Air Dried Dog Food ? Real Meat | Only Natural Pet MaxMeat

You can also save some money by using a base mix (The Honest Kitchen has several; several other brands do too). The Sojo's base mix with grain is the least expensive of them because they sell it in large bags. You add water to mix it up into a porridge, then add fresh meat. The combination is a complete meal. I feed THK's Preference (no grain) that way.


----------



## Liffey (Jan 12, 2017)

Magwart said:


> They're giving you a good price on NWN!
> 
> Only Natural Pet (onlynaturalpet.com) in Colorado has introduced a line to compete with Ziwi recently. It's called "Max Meat," and is a little less expensive that Ziwi (about $10/lb vs. $14-15/lb for Ziwi). You might look on their website or even give them a call (they're very nice to deal with by phone). They have tons of coupon codes out there (right now it's $20 off $100), plus 3% back from Ebates. They sell other brands too (Ziwi, THK, etc.).
> Air Dried Dog Food ? Real Meat | Only Natural Pet MaxMeat
> ...


I'll check out Max Meat. As far as base mixes go, it's a 0% possibility. He will not eat any flavor of Sojos, Grandma Lucy's, Stella & Chewy's, Honest Kitchen... he literally sniffs it and backs away or leaves the room lol. He's the pickiest eater I've ever met.


----------



## Liffey (Jan 12, 2017)

Products 

The prices here are amazing. I sent them an email with some questions. It could cost me only $150/month to feed him if this place works out!


----------



## Magwart (Jul 8, 2012)

Liffey said:


> Products
> 
> The prices here are amazing. I sent them an email with some questions. It could cost me only $150/month to feed him if this place works out!

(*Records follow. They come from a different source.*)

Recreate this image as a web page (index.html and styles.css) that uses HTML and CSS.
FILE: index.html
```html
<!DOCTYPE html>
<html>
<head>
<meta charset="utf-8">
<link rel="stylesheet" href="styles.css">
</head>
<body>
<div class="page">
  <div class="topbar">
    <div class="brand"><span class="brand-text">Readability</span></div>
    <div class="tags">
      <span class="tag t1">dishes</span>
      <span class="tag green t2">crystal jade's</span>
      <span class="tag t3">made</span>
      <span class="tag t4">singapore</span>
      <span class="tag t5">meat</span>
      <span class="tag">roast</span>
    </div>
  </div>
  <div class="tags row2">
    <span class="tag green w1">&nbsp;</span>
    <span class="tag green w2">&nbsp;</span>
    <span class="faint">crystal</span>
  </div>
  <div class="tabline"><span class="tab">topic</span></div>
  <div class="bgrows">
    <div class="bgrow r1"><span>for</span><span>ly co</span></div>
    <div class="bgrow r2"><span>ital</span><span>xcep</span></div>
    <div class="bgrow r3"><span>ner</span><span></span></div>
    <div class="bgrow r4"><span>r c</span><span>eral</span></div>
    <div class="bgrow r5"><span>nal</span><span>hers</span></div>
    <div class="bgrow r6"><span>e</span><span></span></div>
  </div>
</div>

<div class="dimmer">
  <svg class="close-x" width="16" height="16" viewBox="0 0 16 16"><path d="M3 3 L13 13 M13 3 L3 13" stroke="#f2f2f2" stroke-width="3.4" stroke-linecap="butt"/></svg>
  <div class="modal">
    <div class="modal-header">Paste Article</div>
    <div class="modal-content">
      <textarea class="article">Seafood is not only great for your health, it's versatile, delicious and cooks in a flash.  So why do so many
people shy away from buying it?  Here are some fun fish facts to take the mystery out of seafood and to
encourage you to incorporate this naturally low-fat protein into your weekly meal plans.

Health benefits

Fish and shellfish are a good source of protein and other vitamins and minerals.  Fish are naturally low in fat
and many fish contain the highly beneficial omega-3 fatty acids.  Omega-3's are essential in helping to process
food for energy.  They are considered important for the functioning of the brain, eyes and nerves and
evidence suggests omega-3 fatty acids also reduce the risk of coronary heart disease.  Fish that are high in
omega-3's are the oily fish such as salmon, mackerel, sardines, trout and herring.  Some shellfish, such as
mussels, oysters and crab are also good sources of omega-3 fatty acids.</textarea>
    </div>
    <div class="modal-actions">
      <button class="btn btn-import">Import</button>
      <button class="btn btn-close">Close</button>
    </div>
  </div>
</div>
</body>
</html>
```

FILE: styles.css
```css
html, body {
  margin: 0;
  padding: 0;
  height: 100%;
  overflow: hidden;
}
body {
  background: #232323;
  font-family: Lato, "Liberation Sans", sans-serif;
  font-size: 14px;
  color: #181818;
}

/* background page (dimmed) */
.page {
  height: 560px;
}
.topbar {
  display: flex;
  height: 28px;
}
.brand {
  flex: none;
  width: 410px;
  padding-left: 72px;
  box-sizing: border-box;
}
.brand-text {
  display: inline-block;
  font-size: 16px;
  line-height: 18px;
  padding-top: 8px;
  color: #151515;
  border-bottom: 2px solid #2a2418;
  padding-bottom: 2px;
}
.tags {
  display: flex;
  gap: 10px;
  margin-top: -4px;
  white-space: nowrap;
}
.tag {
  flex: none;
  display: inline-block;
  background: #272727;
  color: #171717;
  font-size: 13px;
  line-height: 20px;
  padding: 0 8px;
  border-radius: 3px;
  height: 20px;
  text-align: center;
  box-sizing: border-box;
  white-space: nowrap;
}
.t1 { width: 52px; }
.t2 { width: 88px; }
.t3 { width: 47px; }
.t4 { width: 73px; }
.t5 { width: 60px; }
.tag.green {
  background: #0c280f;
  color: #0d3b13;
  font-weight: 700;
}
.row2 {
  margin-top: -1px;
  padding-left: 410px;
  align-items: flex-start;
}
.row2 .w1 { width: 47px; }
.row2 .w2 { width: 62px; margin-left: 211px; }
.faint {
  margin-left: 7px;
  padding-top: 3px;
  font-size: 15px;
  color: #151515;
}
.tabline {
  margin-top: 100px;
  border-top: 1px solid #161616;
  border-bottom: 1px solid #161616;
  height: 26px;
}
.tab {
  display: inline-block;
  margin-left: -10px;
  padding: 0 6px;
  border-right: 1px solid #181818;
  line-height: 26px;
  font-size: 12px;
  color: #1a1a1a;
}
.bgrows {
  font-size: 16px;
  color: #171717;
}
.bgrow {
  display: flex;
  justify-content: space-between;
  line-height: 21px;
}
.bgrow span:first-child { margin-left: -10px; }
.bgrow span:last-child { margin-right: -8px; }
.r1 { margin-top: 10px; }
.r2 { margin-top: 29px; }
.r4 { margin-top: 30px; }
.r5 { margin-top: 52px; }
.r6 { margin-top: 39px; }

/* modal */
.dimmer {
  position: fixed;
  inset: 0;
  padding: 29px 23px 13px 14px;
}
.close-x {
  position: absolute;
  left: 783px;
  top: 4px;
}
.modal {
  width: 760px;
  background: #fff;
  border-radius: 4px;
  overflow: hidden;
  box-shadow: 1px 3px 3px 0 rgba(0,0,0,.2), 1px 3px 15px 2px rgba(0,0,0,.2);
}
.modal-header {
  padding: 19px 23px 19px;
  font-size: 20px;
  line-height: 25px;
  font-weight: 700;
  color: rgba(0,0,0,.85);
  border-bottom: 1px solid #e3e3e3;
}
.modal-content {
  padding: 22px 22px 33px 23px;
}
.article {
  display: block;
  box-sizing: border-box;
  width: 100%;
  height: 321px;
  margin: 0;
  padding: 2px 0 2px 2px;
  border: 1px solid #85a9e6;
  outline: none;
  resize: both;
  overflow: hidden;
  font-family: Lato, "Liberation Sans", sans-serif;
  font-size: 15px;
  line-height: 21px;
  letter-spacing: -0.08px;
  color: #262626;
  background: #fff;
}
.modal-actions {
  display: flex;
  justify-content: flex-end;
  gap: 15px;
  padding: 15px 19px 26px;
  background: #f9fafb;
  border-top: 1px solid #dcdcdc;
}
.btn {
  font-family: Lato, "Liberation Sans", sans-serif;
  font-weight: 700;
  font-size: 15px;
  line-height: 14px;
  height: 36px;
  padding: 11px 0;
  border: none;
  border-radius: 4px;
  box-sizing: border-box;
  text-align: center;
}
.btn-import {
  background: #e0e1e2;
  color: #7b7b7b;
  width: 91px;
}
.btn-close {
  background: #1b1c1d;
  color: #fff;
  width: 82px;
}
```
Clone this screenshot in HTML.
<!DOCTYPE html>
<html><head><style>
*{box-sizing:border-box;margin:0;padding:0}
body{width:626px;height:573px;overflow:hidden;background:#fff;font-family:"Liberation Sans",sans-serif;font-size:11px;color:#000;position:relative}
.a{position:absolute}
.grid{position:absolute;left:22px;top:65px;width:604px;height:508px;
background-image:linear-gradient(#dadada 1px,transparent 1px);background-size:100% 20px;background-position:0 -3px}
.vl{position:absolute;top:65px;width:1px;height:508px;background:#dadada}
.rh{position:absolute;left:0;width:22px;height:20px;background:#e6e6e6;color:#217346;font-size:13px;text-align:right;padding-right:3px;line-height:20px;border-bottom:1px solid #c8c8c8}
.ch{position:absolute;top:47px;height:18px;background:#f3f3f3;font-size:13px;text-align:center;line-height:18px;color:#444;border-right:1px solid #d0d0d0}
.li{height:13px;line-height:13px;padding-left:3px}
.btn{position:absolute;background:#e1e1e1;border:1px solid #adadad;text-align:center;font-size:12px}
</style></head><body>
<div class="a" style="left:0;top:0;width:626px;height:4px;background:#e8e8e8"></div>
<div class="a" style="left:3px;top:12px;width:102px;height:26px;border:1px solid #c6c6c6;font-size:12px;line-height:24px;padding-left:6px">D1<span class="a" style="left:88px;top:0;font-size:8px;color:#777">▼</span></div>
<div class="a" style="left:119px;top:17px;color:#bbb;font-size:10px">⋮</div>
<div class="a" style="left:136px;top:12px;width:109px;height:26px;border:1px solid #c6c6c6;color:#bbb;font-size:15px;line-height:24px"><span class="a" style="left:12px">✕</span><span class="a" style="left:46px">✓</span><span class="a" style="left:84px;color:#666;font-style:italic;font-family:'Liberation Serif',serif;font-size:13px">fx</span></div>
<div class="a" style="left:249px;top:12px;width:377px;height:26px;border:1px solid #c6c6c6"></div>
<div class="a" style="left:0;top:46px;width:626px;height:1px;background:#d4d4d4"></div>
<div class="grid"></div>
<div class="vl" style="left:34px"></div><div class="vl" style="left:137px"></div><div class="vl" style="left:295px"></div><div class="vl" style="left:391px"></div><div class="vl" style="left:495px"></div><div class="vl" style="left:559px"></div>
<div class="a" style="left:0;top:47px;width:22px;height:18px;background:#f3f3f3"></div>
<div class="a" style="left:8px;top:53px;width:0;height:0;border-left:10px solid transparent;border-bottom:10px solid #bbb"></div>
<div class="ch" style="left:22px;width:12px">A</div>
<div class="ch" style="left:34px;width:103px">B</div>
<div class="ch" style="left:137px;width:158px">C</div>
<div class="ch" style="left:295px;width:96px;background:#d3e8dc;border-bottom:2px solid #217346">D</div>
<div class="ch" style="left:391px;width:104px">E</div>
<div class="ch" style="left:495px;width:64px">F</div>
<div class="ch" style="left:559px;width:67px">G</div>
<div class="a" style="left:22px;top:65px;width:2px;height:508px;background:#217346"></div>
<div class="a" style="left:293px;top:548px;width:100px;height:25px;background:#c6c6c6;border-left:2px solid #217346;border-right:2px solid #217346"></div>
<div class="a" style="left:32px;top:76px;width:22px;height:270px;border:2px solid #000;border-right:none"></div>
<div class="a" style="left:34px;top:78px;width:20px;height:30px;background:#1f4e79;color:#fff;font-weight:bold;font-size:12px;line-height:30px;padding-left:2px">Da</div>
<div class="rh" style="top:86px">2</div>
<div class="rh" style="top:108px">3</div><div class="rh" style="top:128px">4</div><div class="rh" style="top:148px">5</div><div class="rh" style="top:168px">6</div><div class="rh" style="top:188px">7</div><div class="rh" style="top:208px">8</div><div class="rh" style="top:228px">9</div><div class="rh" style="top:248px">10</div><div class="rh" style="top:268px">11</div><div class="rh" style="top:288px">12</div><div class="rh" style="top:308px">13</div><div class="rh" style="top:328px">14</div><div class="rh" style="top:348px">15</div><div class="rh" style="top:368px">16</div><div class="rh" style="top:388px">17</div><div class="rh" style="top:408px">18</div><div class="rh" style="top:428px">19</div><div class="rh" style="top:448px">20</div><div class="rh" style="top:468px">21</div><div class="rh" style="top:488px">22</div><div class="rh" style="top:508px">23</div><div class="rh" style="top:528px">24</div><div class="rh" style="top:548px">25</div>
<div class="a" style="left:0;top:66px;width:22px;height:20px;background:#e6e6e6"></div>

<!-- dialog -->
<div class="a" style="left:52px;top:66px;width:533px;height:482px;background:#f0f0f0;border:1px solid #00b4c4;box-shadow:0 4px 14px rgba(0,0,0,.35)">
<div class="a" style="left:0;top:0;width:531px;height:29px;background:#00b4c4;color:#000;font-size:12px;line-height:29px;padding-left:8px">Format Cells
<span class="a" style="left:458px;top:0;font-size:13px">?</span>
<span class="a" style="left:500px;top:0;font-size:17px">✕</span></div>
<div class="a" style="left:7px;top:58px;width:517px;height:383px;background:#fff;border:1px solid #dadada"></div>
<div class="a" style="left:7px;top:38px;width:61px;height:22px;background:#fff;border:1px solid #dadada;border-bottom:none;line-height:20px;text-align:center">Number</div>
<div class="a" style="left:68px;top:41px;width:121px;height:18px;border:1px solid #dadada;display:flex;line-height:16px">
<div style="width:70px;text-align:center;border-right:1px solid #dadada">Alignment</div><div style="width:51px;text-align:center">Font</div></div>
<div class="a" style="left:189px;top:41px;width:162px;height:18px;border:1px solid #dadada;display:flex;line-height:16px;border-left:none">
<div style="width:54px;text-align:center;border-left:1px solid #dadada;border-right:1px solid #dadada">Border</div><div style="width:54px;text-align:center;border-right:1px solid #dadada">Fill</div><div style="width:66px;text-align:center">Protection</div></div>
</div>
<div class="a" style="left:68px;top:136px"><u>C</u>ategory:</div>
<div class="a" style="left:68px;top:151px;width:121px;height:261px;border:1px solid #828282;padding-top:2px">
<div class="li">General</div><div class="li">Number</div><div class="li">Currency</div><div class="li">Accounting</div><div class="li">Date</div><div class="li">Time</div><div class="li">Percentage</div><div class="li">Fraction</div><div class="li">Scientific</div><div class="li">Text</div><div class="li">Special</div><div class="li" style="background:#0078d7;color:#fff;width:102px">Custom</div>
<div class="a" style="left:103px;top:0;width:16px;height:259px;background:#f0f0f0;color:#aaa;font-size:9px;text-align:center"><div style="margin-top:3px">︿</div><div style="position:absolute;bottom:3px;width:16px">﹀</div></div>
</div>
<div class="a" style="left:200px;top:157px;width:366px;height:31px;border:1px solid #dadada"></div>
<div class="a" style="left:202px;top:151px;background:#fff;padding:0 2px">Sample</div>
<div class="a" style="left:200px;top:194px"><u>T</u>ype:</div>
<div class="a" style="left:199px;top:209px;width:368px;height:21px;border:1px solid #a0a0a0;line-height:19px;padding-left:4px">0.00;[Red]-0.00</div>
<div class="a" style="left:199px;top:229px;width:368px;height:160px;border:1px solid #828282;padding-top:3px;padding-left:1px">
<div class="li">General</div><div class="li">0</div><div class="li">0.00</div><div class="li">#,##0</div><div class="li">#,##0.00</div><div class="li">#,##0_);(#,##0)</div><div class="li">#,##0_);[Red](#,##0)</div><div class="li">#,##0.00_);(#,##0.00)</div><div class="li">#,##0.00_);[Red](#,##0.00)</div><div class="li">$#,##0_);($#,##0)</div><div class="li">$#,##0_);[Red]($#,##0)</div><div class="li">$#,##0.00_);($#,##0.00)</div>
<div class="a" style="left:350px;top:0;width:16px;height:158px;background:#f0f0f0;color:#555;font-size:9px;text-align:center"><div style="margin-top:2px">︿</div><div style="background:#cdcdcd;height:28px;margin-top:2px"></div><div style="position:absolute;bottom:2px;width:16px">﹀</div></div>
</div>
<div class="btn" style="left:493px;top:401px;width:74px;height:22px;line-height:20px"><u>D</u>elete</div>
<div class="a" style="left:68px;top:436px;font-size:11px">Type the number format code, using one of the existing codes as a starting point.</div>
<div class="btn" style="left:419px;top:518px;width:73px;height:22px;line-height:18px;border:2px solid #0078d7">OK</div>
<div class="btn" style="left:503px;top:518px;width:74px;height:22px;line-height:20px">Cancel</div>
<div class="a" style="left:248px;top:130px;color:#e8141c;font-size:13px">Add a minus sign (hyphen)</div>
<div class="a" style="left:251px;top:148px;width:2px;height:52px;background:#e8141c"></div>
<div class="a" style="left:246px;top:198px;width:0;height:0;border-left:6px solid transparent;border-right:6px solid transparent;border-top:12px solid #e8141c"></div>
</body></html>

They sell Blue Ridge. Since you don't want to feed conventional meat according to your post above, you should dig into their reputation and sourcing (not just the sales rep's CLAIMS about sourcing). The reason to dig a bit is that there was a little bit of controversy involving Blue Ridge from a few years back.

Past controversy discussed here:
http://www.germanshepherds.com/forum/b-r-f-raw-feeding/582065-so-blue-ridge-raw-no-longer-good.html

And over at DFA (scroll down to the comments with an allegation about the owner's "other business" -- all unsubstantiated, but pretty troubling):
Topic: Blue Ridge Beef Raw Dog Food

I'd really like to know if those allegations are based on facts or not. I've never yet seen a good explanation for WHY is it so much cheaper than other brands of raw beef, given what human food-grade meat sells for. 

There are some people here who have fed BR, so before placing an order you might want to post a new thread to see what recent experiences are with it, since those threads are several years old.

BR could be a good company who fell victim to internet rumor-mongering about 4D meat. Or they could be something else. It would be nice to find out, either way.


----------



## Liffey (Jan 12, 2017)

Magwart said:


> They sell Blue Ridge. Since you don't want to feed conventional meat according to your post above, you should dig into their reputation and sourcing (not just the sales rep's CLAIMS about sourcing). The reason to dig a bit is that there was a little bit of controversy involving Blue Ridge from a few years back.
> 
> Past controversy discussed here:
> http://www.germanshepherds.com/forum/b-r-f-raw-feeding/582065-so-blue-ridge-raw-no-longer-good.html
> ...


Yeah absolutely. I just did a quick google search on Blue Ridge and saw that they had a listeria recall from earlier this year. So that's kind of a no-go for me. 

Tiffany, who runs this company, emailed me back in a quick response to a few of my questions and told me that the bottom section of that products page where it says human-grade meat, is sourced from a local farm butcher that raises grass-fed meat. I don't know if it's organic, but the fact that it's human grade makes me feel better - should it? I'm new to the raw thing... Grass-fed could also mean they got to eat grass for 1 hour a day or they were on pasture for their entire life... Unfortunately I think it's nearly impossible to know about this unless you spend a month on that particular farm where that particular cow comes from.

Then again, if you're buying meat that's been processed into kibble, you have even less information about the circumstances under which those animals were raised and slaughtered.

I'll ask this new vet if he knows about this company and has any thoughts on where to source the meat from. I definitely want to take my time and do it right and make sure I gather as much information as I possibly can before I make any decisions.


----------